For decades, Jerry Lewis has been the butt of jokes having to do with the French. Despite his particular genius onscreen, and his technical prowess offscreen as an innovative Hollywood director, most Americans have written him off as if to say, "if the French love him so much, they can have him."

Even Lewis detractors will begrudgingly admit that The Nutty Professor (1963) is a good and funny film. Lewis plays a dual role as the nerdy weakling Professor Kelp and the arrogant, super-cool nightclub lizard Buddy Love, after the professor invents a formula to make himself stronger and more confident. Mostly he does this to impress his unbearably adorable student Miss Purdy (Playboy Playmate Stella Stevens, in her most famous role).

This is the most plot-driven of Lewis' films, more or less forcing him to keep the gags to a stricter time schedule, and it's also arguably his most personal work. Many writers have pointed out that Buddy Love resembles Lewis' former partner Dean Martin, but the story could go a bit deeper than that, with Lewis taking on his own nerdy persona and his need for legitimate adoration off camera as a director and screenwriter.

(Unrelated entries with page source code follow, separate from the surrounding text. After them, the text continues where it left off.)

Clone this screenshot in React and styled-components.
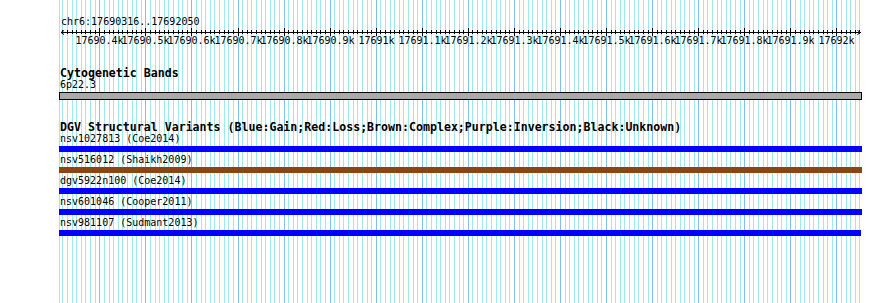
import React from "react";
import styled, { createGlobalStyle } from "styled-components";

const START = 17690316;
const END = 17692050;
const LEFT = 59;
const WIDTH = 803;
const SCALE = 0.4607;
const MONO = '"DejaVu Sans Mono", "Liberation Mono", monospace';

// local x inside the track area (which starts at LEFT)
const xOf = (bp) => 1.6 + (bp - START) * SCALE;

const GlobalStyle = createGlobalStyle`
  html, body {
    margin: 0;
    padding: 0;
    background: #ffffff;
  }
`;

const Canvas = styled.div`
  position: relative;
  width: 890px;
  height: 303px;
  overflow: hidden;
  background: #ffffff;
  font-family: ${MONO};
  color: #000000;
`;

const GridLayer = styled.svg`
  position: absolute;
  top: 0;
  left: ${LEFT}px;
  width: ${WIDTH}px;
  height: 303px;
`;

const Tracks = styled.div`
  position: relative;
  display: flex;
  flex-direction: column;
  margin-left: ${LEFT}px;
  width: ${WIDTH}px;
  padding-top: 17px;
`;

const Track = styled.section`
  display: flex;
  flex-direction: column;
  margin-bottom: ${(p) => p.$gap || 0}px;
`;

const TrackTitle = styled.div`
  height: 12px;
  line-height: 10.5px;
  font-size: 11.6px;
  font-weight: bold;
  padding-left: 1px;
  white-space: nowrap;
`;

const Label = styled.div`
  height: 11px;
  line-height: 10px;
  font-size: 10px;
  padding-left: ${(p) => p.$indent || 1}px;
  white-space: nowrap;
`;

const Items = styled.div`
  display: flex;
  flex-direction: column;
  gap: 3px;
`;

const Item = styled.div`
  display: flex;
  flex-direction: column;
`;

const Bar = styled.div`
  margin-top: 1px;
  height: 6px;
  width: ${(p) => p.$width || WIDTH}px;
  background: ${(p) => p.$color};
`;

const BandBar = styled.div`
  margin-top: 1px;
  height: 6px;
  background: #aaaaaa;
  border: 1px solid #000000;
`;

const RulerSvg = styled.svg`
  display: block;
  width: ${WIDTH}px;
  height: 18px;
`;

const Grid = () => {
  const lines = [];
  lines.push(<rect key="edge" x={0} y={0} width={1} height={303} fill="#9fe8ec" />);
  for (let bp = 17690320; bp <= END; bp += 10) {
    const major = bp % 100 === 0;
    lines.push(
      <rect
        key={bp}
        x={Math.round(xOf(bp))}
        y={0}
        width={1}
        height={303}
        fill={major ? "#80bff0" : "#9fe8ec"}
      />
    );
  }
  return (
    <GridLayer viewBox={`0 0 ${WIDTH} 303`} shapeRendering="crispEdges">
      {lines}
    </GridLayer>
  );
};

const tickLabel = (bp) => {
  const k = bp / 1000;
  return `${Number.isInteger(k) ? k : k.toFixed(1)}k`;
};

const Ruler = () => {
  const ticks = [];
  const labels = [];
  for (let bp = 17690320; bp <= END; bp += 10) {
    const x = Math.round(xOf(bp)) + 0.5;
    const major = bp % 100 === 0;
    ticks.push(
      <line key={bp} x1={x} x2={x} y1={major ? 0 : 2} y2={major ? 8 : 6} stroke="#000" />
    );
    if (major) {
      labels.push(
        <text key={bp} x={x} y={16} textAnchor="middle">
          {tickLabel(bp)}
        </text>
      );
    }
  }
  const right = WIDTH - 1.5;
  return (
    <RulerSvg viewBox={`0 0 ${WIDTH} 18`}>
      <g shapeRendering="crispEdges">
        <line x1={2} x2={right} y1={4.5} y2={4.5} stroke="#000" />
        {ticks}
      </g>
      <polyline points="5,2.5 2,4.5 5,6.5" fill="none" stroke="#000" />
      <polyline points={`${right - 3},2.5 ${right},4.5 ${right - 3},6.5`} fill="none" stroke="#000" />
      <g fontFamily={MONO} fontSize="10" fill="#000">
        {labels}
      </g>
    </RulerSvg>
  );
};

const variants = [
  { id: "nsv1027813 (Coe2014)", color: "#0000ff" },
  { id: "nsv516012 (Shaikh2009)", color: "#8b4513" },
  { id: "dgv5922n100 (Coe2014)", color: "#0000ff" },
  { id: "nsv601046 (Cooper2011)", color: "#0000ff" },
  { id: "nsv981107 (Sudmant2013)", color: "#0000ff", width: WIDTH - 1 },
];

export default function App() {
  return (
    <>
      <GlobalStyle />
      <Canvas>
        <Grid />
        <Tracks>
          <Track $gap={22}>
            <Label $indent={2}>chr6:17690316..17692050</Label>
            <Ruler />
          </Track>
          <Track $gap={22}>
            <TrackTitle>Cytogenetic Bands</TrackTitle>
            <Label>6p22.3</Label>
            <BandBar />
          </Track>
          <Track>
            <TrackTitle>
              DGV Structural Variants (Blue:Gain;Red:Loss;Brown:Complex;Purple:Inversion;Black:Unknown)
            </TrackTitle>
            <Items>
              {variants.map((v) => (
                <Item key={v.id}>
                  <Label>{v.id}</Label>
                  <Bar $color={v.color} $width={v.width} />
                </Item>
              ))}
            </Items>
          </Track>
        </Tracks>
      </Canvas>
    </>
  );
}
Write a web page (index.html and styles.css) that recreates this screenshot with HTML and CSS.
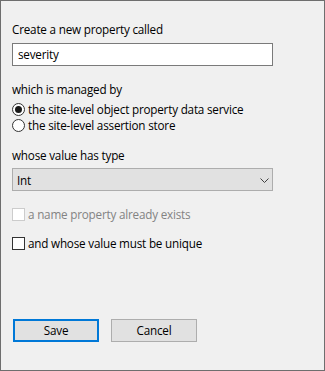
FILE: index.html
```html
<!DOCTYPE html>
<html>
<head>
<meta charset="utf-8">
<link rel="stylesheet" href="styles.css">
</head>
<body>
<div class="win">
  <div class="label first">Create a new property called</div>
  <div class="textbox">severity</div>
  <div class="label gap16">which is managed by</div>
  <div class="choice gap4"><span class="radio on"></span><span>the site-level object property data service</span></div>
  <div class="choice"><span class="radio"></span><span>the site-level assertion store</span></div>
  <div class="label gap15">whose value has type</div>
  <div class="select"><span>Int</span><svg class="chev" width="9" height="5" viewBox="0 0 9 5"><polyline points="0.5,0.5 4.5,4.5 8.5,0.5" fill="none" stroke="#404040" stroke-width="1"/></svg></div>
  <div class="choice disabled gap15"><span class="check"></span><span>a name property already exists</span></div>
  <div class="choice gap13"><span class="check"></span><span>and whose value must be unique</span></div>
  <div class="buttons">
    <div class="btn default">Save</div>
    <div class="btn">Cancel</div>
  </div>
</div>
</body>
</html>
```
FILE: styles.css
```css
html, body {
  margin: 0;
  padding: 0;
}
.win {
  box-sizing: border-box;
  width: 325px;
  height: 371px;
  border: 1px solid #6e6e6e;
  background: #f0f0f0;
  padding: 21px 0 0 11px;
  font-family: "Open Sans", "Noto Sans", sans-serif;
  font-size: 11.7px;
  letter-spacing: -0.2px;
  color: #000;
}
.label {
  height: 15px;
  line-height: 15px;
  white-space: nowrap;
}
.gap16 { margin-top: 16px; }
.gap15 { margin-top: 15px; }
.gap13 { margin-top: 13px; }
.gap4 { margin-top: 4px; }
.textbox {
  box-sizing: border-box;
  margin-top: 6px;
  width: 261px;
  height: 23px;
  border: 1px solid #7a7a7a;
  background: #fff;
  padding-left: 5px;
  line-height: 20px;
}
.choice {
  display: flex;
  align-items: center;
  height: 16px;
  white-space: nowrap;
}
.radio {
  box-sizing: border-box;
  width: 13px;
  height: 13px;
  border: 1px solid #333;
  border-radius: 50%;
  background: #fff;
  margin-right: 3px;
  display: flex;
  align-items: center;
  justify-content: center;
}
.radio.on::after {
  content: "";
  width: 7px;
  height: 7px;
  border-radius: 50%;
  background: #1a1a1a;
}
.check {
  box-sizing: border-box;
  width: 13px;
  height: 13px;
  border: 1px solid #333;
  background: #fff;
  margin-right: 3px;
}
.disabled { color: #838383; }
.disabled .check { border-color: #cccccc; }
.select {
  box-sizing: border-box;
  margin-top: 5px;
  width: 261px;
  height: 23px;
  border: 1px solid #adadad;
  background: #e1e1e1;
  display: flex;
  align-items: center;
  justify-content: space-between;
  padding: 0 3px 0 4px;
}
.chev { margin-top: 1px; }
.buttons {
  display: flex;
  gap: 12px;
  margin-top: 68px;
  margin-left: 1px;
}
.btn {
  box-sizing: border-box;
  width: 86px;
  height: 23px;
  border: 1px solid #adadad;
  background: #e1e1e1;
  text-align: center;
  line-height: 21px;
}
.btn.default {
  border: 2px solid #0078d7;
  line-height: 19px;
}
```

Nevertheless, Lewis presents the film with a bright, bold color palate, emphasizing primary candy-store colors, but darkening them for the appropriate moments, such as the first (fairly frightening) transformation sequence. His eye for visual and aural humor really comes out here, as in the sequence when a big buffoon of a student stuffs the professor onto a shelf. We hear the stuffing and the tinkling of glass, and then the student walks across the frame, giving a slow reveal to the visual payoff.

Lewis also shows a genius for silence, timing long, quiet moments before a gag, such as visiting the dean's office and sinking into his soft leather chairs with a withering sigh.

It's a brilliant job of direction, but the film couldn't have worked without Lewis' performance in both roles -- and especially those key moments when the formula is about to wear off and he plays both at the same time.

Lewis co-wrote the screenplay with Bill Richmond, and their 60's "hip" dialogue has aged wonderfully well, adding a layer of modern kitsch coolness to the film.

All technical praise aside, The Nutty Professor's greatest achievement is that it's still funny and that you still root for the poor schlub to get the girl.

Paramount's extraordinary new DVD supplants the previous DVD release, and even in the first few minutes, one can see why: it has a shockingly lovely use of color (the professor experiments in front of his class with all kinds of beakers, powders and liquids), and Paramount has done a remarkable job restoring it. It's a job to rank with their extraordinary Roman Holiday and Sunset Boulevard DVDs. (Its only flaw is a bit of flutter from time to time.)

Extras include the making-of featurette "The Nutty Professor: Perfecting the Formula," a commentary track by Lewis and Steve Lawrence, a second featurette "Jerry Lewis at Work" (30 mins.), the theatrical trailer, a deleted scene, promos, bloopers, Jerry at Movieland Wax Museum (with commentary by son Chris Lewis), test footage, and "other footage."

In 2014, Paramount released a 50th anniversary Blu-ray edition box set. The Nutty Professor comes re-mastered and looking just glorious, with its colors and snappy music really popping now. All the extras from the DVD are here, plus a new, high-def featurette: Jerry Lewis: No Apologies. The set comes with three other discs: a DVD of Lewis' The Errand Boy (1961), a DVD of Frank Tashlin's Cinderfella (1960), and a CD of Lewis' famous prank phone calls.